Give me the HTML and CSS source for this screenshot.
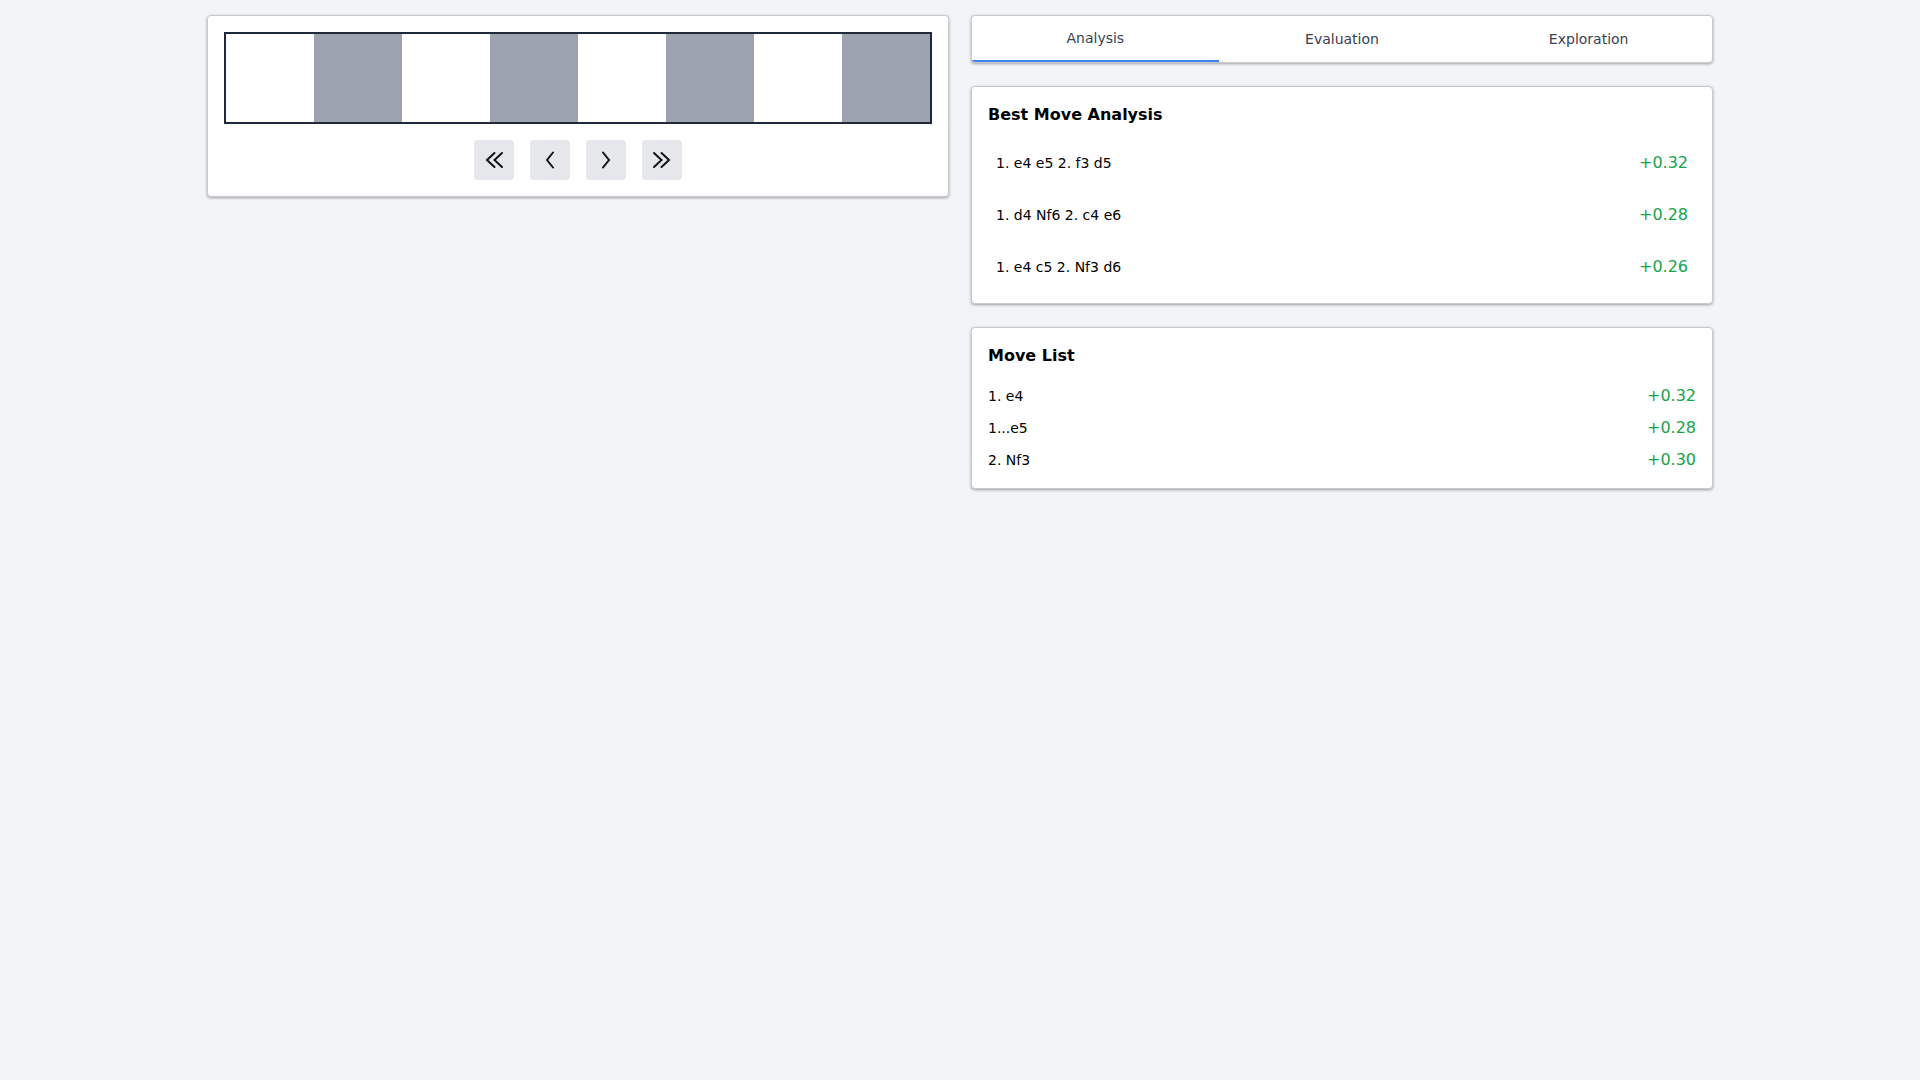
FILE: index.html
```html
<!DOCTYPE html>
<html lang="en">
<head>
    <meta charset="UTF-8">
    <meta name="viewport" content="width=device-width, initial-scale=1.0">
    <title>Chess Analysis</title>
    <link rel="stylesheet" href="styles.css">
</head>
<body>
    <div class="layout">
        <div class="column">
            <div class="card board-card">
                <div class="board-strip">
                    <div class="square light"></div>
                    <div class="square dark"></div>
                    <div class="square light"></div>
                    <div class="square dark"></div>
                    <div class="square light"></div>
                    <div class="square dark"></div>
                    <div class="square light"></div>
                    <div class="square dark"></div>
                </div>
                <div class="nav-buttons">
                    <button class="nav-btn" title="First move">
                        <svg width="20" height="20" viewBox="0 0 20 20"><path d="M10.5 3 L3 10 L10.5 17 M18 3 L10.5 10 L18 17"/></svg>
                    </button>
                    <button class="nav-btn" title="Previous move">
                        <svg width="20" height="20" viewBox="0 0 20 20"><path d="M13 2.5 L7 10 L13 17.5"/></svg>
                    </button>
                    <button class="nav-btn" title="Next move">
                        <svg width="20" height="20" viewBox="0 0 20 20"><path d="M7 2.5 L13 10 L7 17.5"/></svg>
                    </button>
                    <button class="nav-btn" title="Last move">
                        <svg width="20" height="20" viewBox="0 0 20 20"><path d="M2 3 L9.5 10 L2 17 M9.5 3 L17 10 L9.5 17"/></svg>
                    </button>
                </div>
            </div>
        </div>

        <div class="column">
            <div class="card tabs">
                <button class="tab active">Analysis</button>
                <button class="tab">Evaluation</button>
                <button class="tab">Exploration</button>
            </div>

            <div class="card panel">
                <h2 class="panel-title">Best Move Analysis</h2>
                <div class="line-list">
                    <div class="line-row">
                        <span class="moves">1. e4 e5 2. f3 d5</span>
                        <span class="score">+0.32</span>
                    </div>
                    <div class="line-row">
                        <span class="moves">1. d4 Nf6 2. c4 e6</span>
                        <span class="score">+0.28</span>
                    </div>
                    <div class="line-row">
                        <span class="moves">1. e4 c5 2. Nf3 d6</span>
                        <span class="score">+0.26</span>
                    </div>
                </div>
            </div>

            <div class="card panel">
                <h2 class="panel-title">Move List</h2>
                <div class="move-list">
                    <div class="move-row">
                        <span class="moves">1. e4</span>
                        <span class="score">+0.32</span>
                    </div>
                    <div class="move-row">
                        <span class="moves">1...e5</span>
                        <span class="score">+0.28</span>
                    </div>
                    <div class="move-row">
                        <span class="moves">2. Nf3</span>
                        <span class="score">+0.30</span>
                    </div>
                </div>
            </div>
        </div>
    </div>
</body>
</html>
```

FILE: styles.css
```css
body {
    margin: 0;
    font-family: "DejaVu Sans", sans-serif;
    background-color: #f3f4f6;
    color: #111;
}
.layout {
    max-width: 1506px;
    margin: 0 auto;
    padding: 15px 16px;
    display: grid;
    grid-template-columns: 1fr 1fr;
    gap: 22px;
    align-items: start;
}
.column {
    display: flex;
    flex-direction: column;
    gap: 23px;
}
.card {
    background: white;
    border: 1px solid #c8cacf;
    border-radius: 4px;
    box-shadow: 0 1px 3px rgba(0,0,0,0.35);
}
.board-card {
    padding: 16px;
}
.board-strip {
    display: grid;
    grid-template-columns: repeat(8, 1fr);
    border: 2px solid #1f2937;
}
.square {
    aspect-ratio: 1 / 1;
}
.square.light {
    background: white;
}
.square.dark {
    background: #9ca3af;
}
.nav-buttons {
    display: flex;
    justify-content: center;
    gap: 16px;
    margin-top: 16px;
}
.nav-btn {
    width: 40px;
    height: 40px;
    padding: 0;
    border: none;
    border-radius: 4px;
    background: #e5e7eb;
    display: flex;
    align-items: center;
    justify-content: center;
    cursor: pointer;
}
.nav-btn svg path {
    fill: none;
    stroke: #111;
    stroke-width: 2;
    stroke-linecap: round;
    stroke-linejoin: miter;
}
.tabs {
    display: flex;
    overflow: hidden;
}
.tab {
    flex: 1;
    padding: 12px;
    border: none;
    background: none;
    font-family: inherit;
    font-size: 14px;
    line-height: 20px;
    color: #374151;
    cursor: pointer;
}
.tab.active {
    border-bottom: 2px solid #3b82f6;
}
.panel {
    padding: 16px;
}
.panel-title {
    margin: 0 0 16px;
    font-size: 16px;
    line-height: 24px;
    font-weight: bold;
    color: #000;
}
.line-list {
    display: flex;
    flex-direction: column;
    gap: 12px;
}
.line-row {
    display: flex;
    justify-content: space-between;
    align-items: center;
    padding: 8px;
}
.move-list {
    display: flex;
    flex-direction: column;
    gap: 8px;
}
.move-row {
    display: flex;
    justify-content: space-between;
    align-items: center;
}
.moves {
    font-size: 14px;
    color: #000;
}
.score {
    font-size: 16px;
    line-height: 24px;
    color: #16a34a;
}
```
_ _ _ _
» Exercise prompt
Omit the pictures and reproduce the listing exactly.

» Task solution
Give me the HTML and CSS source for this screenshot.
FILE: index.html
```html
<!DOCTYPE html>
<html lang="en">
<head>
    <meta charset="UTF-8">
    <meta name="viewport" content="width=device-width, initial-scale=1.0">
    <title>Chess Analysis</title>
    <link rel="stylesheet" href="styles.css">
</head>
<body>
    <div class="layout">
        <div class="column">
            <div class="card board-card">
                <div class="board-strip">
                    <div class="square light"></div>
                    <div class="square dark"></div>
                    <div class="square light"></div>
                    <div class="square dark"></div>
                    <div class="square light"></div>
                    <div class="square dark"></div>
                    <div class="square light"></div>
                    <div class="square dark"></div>
                </div>
                <div class="nav-buttons">
                    <button class="nav-btn" title="First move">
                        <svg width="20" height="20" viewBox="0 0 20 20"><path d="M10.5 3 L3 10 L10.5 17 M18 3 L10.5 10 L18 17"/></svg>
                    </button>
                    <button class="nav-btn" title="Previous move">
                        <svg width="20" height="20" viewBox="0 0 20 20"><path d="M13 2.5 L7 10 L13 17.5"/></svg>
                    </button>
                    <button class="nav-btn" title="Next move">
                        <svg width="20" height="20" viewBox="0 0 20 20"><path d="M7 2.5 L13 10 L7 17.5"/></svg>
                    </button>
                    <button class="nav-btn" title="Last move">
                        <svg width="20" height="20" viewBox="0 0 20 20"><path d="M2 3 L9.5 10 L2 17 M9.5 3 L17 10 L9.5 17"/></svg>
                    </button>
                </div>
            </div>
        </div>

        <div class="column">
            <div class="card tabs">
                <button class="tab active">Analysis</button>
                <button class="tab">Evaluation</button>
                <button class="tab">Exploration</button>
            </div>

            <div class="card panel">
                <h2 class="panel-title">Best Move Analysis</h2>
                <div class="line-list">
                    <div class="line-row">
                        <span class="moves">1. e4 e5 2. f3 d5</span>
                        <span class="score">+0.32</span>
                    </div>
                    <div class="line-row">
                        <span class="moves">1. d4 Nf6 2. c4 e6</span>
                        <span class="score">+0.28</span>
                    </div>
                    <div class="line-row">
                        <span class="moves">1. e4 c5 2. Nf3 d6</span>
                        <span class="score">+0.26</span>
                    </div>
                </div>
            </div>

            <div class="card panel">
                <h2 class="panel-title">Move List</h2>
                <div class="move-list">
                    <div class="move-row">
                        <span class="moves">1. e4</span>
                        <span class="score">+0.32</span>
                    </div>
                    <div class="move-row">
                        <span class="moves">1...e5</span>
                        <span class="score">+0.28</span>
                    </div>
                    <div class="move-row">
                        <span class="moves">2. Nf3</span>
                        <span class="score">+0.30</span>
                    </div>
                </div>
            </div>
        </div>
    </div>
</body>
</html>
```

FILE: styles.css
```css
body {
    margin: 0;
    font-family: "DejaVu Sans", sans-serif;
    background-color: #f3f4f6;
    color: #111;
}
.layout {
    max-width: 1506px;
    margin: 0 auto;
    padding: 15px 16px;
    display: grid;
    grid-template-columns: 1fr 1fr;
    gap: 22px;
    align-items: start;
}
.column {
    display: flex;
    flex-direction: column;
    gap: 23px;
}
.card {
    background: white;
    border: 1px solid #c8cacf;
    border-radius: 4px;
    box-shadow: 0 1px 3px rgba(0,0,0,0.35);
}
.board-card {
    padding: 16px;
}
.board-strip {
    display: grid;
    grid-template-columns: repeat(8, 1fr);
    border: 2px solid #1f2937;
}
.square {
    aspect-ratio: 1 / 1;
}
.square.light {
    background: white;
}
.square.dark {
    background: #9ca3af;
}
.nav-buttons {
    display: flex;
    justify-content: center;
    gap: 16px;
    margin-top: 16px;
}
.nav-btn {
    width: 40px;
    height: 40px;
    padding: 0;
    border: none;
    border-radius: 4px;
    background: #e5e7eb;
    display: flex;
    align-items: center;
    justify-content: center;
    cursor: pointer;
}
.nav-btn svg path {
    fill: none;
    stroke: #111;
    stroke-width: 2;
    stroke-linecap: round;
    stroke-linejoin: miter;
}
.tabs {
    display: flex;
    overflow: hidden;
}
.tab {
    flex: 1;
    padding: 12px;
    border: none;
    background: none;
    font-family: inherit;
    font-size: 14px;
    line-height: 20px;
    color: #374151;
    cursor: pointer;
}
.tab.active {
    border-bottom: 2px solid #3b82f6;
}
.panel {
    padding: 16px;
}
.panel-title {
    margin: 0 0 16px;
    font-size: 16px;
    line-height: 24px;
    font-weight: bold;
    color: #000;
}
.line-list {
    display: flex;
    flex-direction: column;
    gap: 12px;
}
.line-row {
    display: flex;
    justify-content: space-between;
    align-items: center;
    padding: 8px;
}
.move-list {
    display: flex;
    flex-direction: column;
    gap: 8px;
}
.move-row {
    display: flex;
    justify-content: space-between;
    align-items: center;
}
.moves {
    font-size: 14px;
    color: #000;
}
.score {
    font-size: 16px;
    line-height: 24px;
    color: #16a34a;
}
```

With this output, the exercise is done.